Dataset excerpt:
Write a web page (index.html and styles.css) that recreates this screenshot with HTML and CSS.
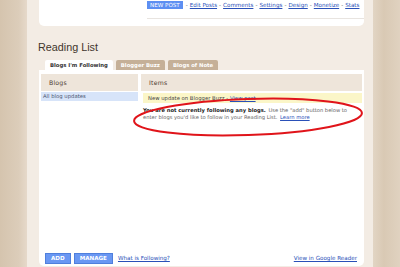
FILE: index.html
```html
<!DOCTYPE html>
<html lang="en">
<head>
    <meta charset="UTF-8">
    <title>Reading List</title>
    <link rel="stylesheet" href="styles.css">
</head>
<body>
    <div class="page">
        <div class="side side-left"></div>
        <div class="main">
            <div class="post-card">
                <div class="toolbar">
                    <span class="btn-new">NEW POST</span>
                    <span class="sep">-</span> <a href="#">Edit Posts</a>
                    <span class="sep">-</span> <a href="#">Comments</a>
                    <span class="sep">-</span> <a href="#">Settings</a>
                    <span class="sep">-</span> <a href="#">Design</a>
                    <span class="sep">-</span> <a href="#">Monetize</a>
                    <span class="sep">-</span> <a href="#">Stats</a>
                </div>
                <div class="toolbar-line"></div>
            </div>

            <h2 class="title">Reading List</h2>

            <div class="tabs">
                <span class="tab active">Blogs I'm Following</span>
                <span class="tab">Blogger Buzz</span>
                <span class="tab">Blogs of Note</span>
            </div>

            <div class="panel">
                <div class="columns">
                    <div class="col-blogs">
                        <div class="col-head">Blogs</div>
                        <div class="blog-row">All blog updates</div>
                    </div>
                    <div class="col-items">
                        <div class="col-head">Items</div>
                        <div class="update-row">New update on Blogger Buzz - <a href="#">View post</a></div>
                        <p class="message"><b>You are not currently following any blogs.</b> Use the "add" button below to enter blogs you'd like to follow in your Reading List. <a href="#">Learn more</a></p>
                    </div>
                </div>

                <div class="actions">
                    <span class="btn">ADD</span>
                    <span class="btn">MANAGE</span>
                    <a href="#" class="what">What is Following?</a>
                    <a href="#" class="reader">View in Google Reader</a>
                </div>

                <svg class="circle" width="240" height="48" viewBox="0 0 240 48">
                    <ellipse cx="120" cy="24" rx="114" ry="18" fill="none" stroke="#e0141a" stroke-width="2" transform="rotate(-2 120 24)"/>
                </svg>
            </div>
        </div>
        <div class="side side-right"></div>
    </div>
</body>
</html>
```

FILE: styles.css
```css
/* Blogger dashboard - reading list */
body {
    margin: 0;
    font-family: "DejaVu Sans", Verdana, sans-serif;
    font-size: 5.3px;
    color: #333;
}
a {
    color: #2a50b8;
}
.page {
    display: flex;
    height: 267px;
    overflow: hidden;
}
.side {
    width: 27px;
    flex: none;
}
.side-left {
    background: linear-gradient(to right, #d5c4ae, #dccdba 70%, #e6d9ca);
}
.side-right {
    background: linear-gradient(to right, #e2d5c4, #d9c9b4 40%, #e0d2c0);
}
.main {
    flex: 1;
    background: #f3ece4;
    padding: 0 9px 0 12px;
}
.post-card {
    background: #fff;
    height: 26px;
    border-radius: 0 0 5px 5px;
    box-sizing: border-box;
    padding: 1px 0 0 108px;
}
.toolbar {
    display: flex;
    align-items: center;
    gap: 2px;
    height: 8px;
    white-space: nowrap;
    font-size: 5.6px;
}
.btn-new {
    background: #5d8ff2;
    color: #fff;
    padding: 0 3px;
    height: 8px;
    line-height: 8px;
    margin-right: 1px;
}
.sep {
    color: #666;
}
.toolbar-line {
    height: 1px;
    background: #e8e4e0;
    margin-top: 9px;
}
.title {
    font-family: "Liberation Sans", Arial, sans-serif;
    font-weight: normal;
    font-size: 10.8px;
    color: #3f352c;
    margin: 14px 0 0 -1px;
    height: 15px;
    line-height: 15px;
}
.tabs {
    display: flex;
    gap: 3px;
    padding-left: 6px;
    margin-top: 5px;
    height: 10px;
}
.tab {
    background: #c5b098;
    color: #fff;
    font-weight: bold;
    padding: 0 5px;
    line-height: 10px;
    border-radius: 2px 2px 0 0;
}
.tab.active {
    background: #fff;
    color: #333;
}
.panel {
    position: relative;
    background: #fff;
    height: 196px;
    border-radius: 0 0 5px 5px;
    box-sizing: border-box;
    padding: 4px 2px 0;
    display: flex;
    flex-direction: column;
}
.columns {
    display: flex;
    gap: 3px;
    flex: 1;
}
.col-blogs {
    width: 97px;
}
.col-items {
    flex: 1;
}
.col-head {
    background: #eee5da;
    height: 17px;
    line-height: 17px;
    font-size: 6.2px;
    color: #4e4034;
    padding-left: 8px;
    letter-spacing: 0.2px;
}
.blog-row {
    background: #d7e4f9;
    height: 9px;
    line-height: 9px;
    margin-top: 1px;
    padding-left: 2px;
    color: #4a5470;
}
.update-row {
    background: #fbf6c8;
    height: 10px;
    line-height: 10px;
    margin: 2px 0 0 2px;
    padding-left: 5px;
    color: #444;
}
.message {
    margin: 4px 0 0 2px;
    line-height: 7px;
    font-size: 5.2px;
    color: #666;
    padding-right: 12px;
}
.message b {
    color: #222;
    margin-right: 1px;
}
.message a {
    margin-left: 1px;
}
.actions {
    display: flex;
    align-items: center;
    gap: 3px;
    padding: 0 5px 0 4px;
    height: 10px;
    margin-bottom: 3px;
    font-size: 5.6px;
}
.btn {
    background: #6997f3;
    border: 1px solid #4f7fdc;
    color: #fff;
    font-weight: bold;
    height: 9px;
    line-height: 9px;
    padding: 0 5px;
}
.what {
    margin-left: 2px;
}
.reader {
    margin-left: auto;
}
.circle {
    position: absolute;
    left: 89px;
    top: 23px;
}
```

Aim:
Repeat the material above verbatim, with no pictures in the output.

The answer:
Write a web page (index.html and styles.css) that recreates this screenshot with HTML and CSS.
FILE: index.html
```html
<!DOCTYPE html>
<html lang="en">
<head>
    <meta charset="UTF-8">
    <title>Reading List</title>
    <link rel="stylesheet" href="styles.css">
</head>
<body>
    <div class="page">
        <div class="side side-left"></div>
        <div class="main">
            <div class="post-card">
                <div class="toolbar">
                    <span class="btn-new">NEW POST</span>
                    <span class="sep">-</span> <a href="#">Edit Posts</a>
                    <span class="sep">-</span> <a href="#">Comments</a>
                    <span class="sep">-</span> <a href="#">Settings</a>
                    <span class="sep">-</span> <a href="#">Design</a>
                    <span class="sep">-</span> <a href="#">Monetize</a>
                    <span class="sep">-</span> <a href="#">Stats</a>
                </div>
                <div class="toolbar-line"></div>
            </div>

            <h2 class="title">Reading List</h2>

            <div class="tabs">
                <span class="tab active">Blogs I'm Following</span>
                <span class="tab">Blogger Buzz</span>
                <span class="tab">Blogs of Note</span>
            </div>

            <div class="panel">
                <div class="columns">
                    <div class="col-blogs">
                        <div class="col-head">Blogs</div>
                        <div class="blog-row">All blog updates</div>
                    </div>
                    <div class="col-items">
                        <div class="col-head">Items</div>
                        <div class="update-row">New update on Blogger Buzz - <a href="#">View post</a></div>
                        <p class="message"><b>You are not currently following any blogs.</b> Use the "add" button below to enter blogs you'd like to follow in your Reading List. <a href="#">Learn more</a></p>
                    </div>
                </div>

                <div class="actions">
                    <span class="btn">ADD</span>
                    <span class="btn">MANAGE</span>
                    <a href="#" class="what">What is Following?</a>
                    <a href="#" class="reader">View in Google Reader</a>
                </div>

                <svg class="circle" width="240" height="48" viewBox="0 0 240 48">
                    <ellipse cx="120" cy="24" rx="114" ry="18" fill="none" stroke="#e0141a" stroke-width="2" transform="rotate(-2 120 24)"/>
                </svg>
            </div>
        </div>
        <div class="side side-right"></div>
    </div>
</body>
</html>
```

FILE: styles.css
```css
/* Blogger dashboard - reading list */
body {
    margin: 0;
    font-family: "DejaVu Sans", Verdana, sans-serif;
    font-size: 5.3px;
    color: #333;
}
a {
    color: #2a50b8;
}
.page {
    display: flex;
    height: 267px;
    overflow: hidden;
}
.side {
    width: 27px;
    flex: none;
}
.side-left {
    background: linear-gradient(to right, #d5c4ae, #dccdba 70%, #e6d9ca);
}
.side-right {
    background: linear-gradient(to right, #e2d5c4, #d9c9b4 40%, #e0d2c0);
}
.main {
    flex: 1;
    background: #f3ece4;
    padding: 0 9px 0 12px;
}
.post-card {
    background: #fff;
    height: 26px;
    border-radius: 0 0 5px 5px;
    box-sizing: border-box;
    padding: 1px 0 0 108px;
}
.toolbar {
    display: flex;
    align-items: center;
    gap: 2px;
    height: 8px;
    white-space: nowrap;
    font-size: 5.6px;
}
.btn-new {
    background: #5d8ff2;
    color: #fff;
    padding: 0 3px;
    height: 8px;
    line-height: 8px;
    margin-right: 1px;
}
.sep {
    color: #666;
}
.toolbar-line {
    height: 1px;
    background: #e8e4e0;
    margin-top: 9px;
}
.title {
    font-family: "Liberation Sans", Arial, sans-serif;
    font-weight: normal;
    font-size: 10.8px;
    color: #3f352c;
    margin: 14px 0 0 -1px;
    height: 15px;
    line-height: 15px;
}
.tabs {
    display: flex;
    gap: 3px;
    padding-left: 6px;
    margin-top: 5px;
    height: 10px;
}
.tab {
    background: #c5b098;
    color: #fff;
    font-weight: bold;
    padding: 0 5px;
    line-height: 10px;
    border-radius: 2px 2px 0 0;
}
.tab.active {
    background: #fff;
    color: #333;
}
.panel {
    position: relative;
    background: #fff;
    height: 196px;
    border-radius: 0 0 5px 5px;
    box-sizing: border-box;
    padding: 4px 2px 0;
    display: flex;
    flex-direction: column;
}
.columns {
    display: flex;
    gap: 3px;
    flex: 1;
}
.col-blogs {
    width: 97px;
}
.col-items {
    flex: 1;
}
.col-head {
    background: #eee5da;
    height: 17px;
    line-height: 17px;
    font-size: 6.2px;
    color: #4e4034;
    padding-left: 8px;
    letter-spacing: 0.2px;
}
.blog-row {
    background: #d7e4f9;
    height: 9px;
    line-height: 9px;
    margin-top: 1px;
    padding-left: 2px;
    color: #4a5470;
}
.update-row {
    background: #fbf6c8;
    height: 10px;
    line-height: 10px;
    margin: 2px 0 0 2px;
    padding-left: 5px;
    color: #444;
}
.message {
    margin: 4px 0 0 2px;
    line-height: 7px;
    font-size: 5.2px;
    color: #666;
    padding-right: 12px;
}
.message b {
    color: #222;
    margin-right: 1px;
}
.message a {
    margin-left: 1px;
}
.actions {
    display: flex;
    align-items: center;
    gap: 3px;
    padding: 0 5px 0 4px;
    height: 10px;
    margin-bottom: 3px;
    font-size: 5.6px;
}
.btn {
    background: #6997f3;
    border: 1px solid #4f7fdc;
    color: #fff;
    font-weight: bold;
    height: 9px;
    line-height: 9px;
    padding: 0 5px;
}
.what {
    margin-left: 2px;
}
.reader {
    margin-left: auto;
}
.circle {
    position: absolute;
    left: 89px;
    top: 23px;
}
```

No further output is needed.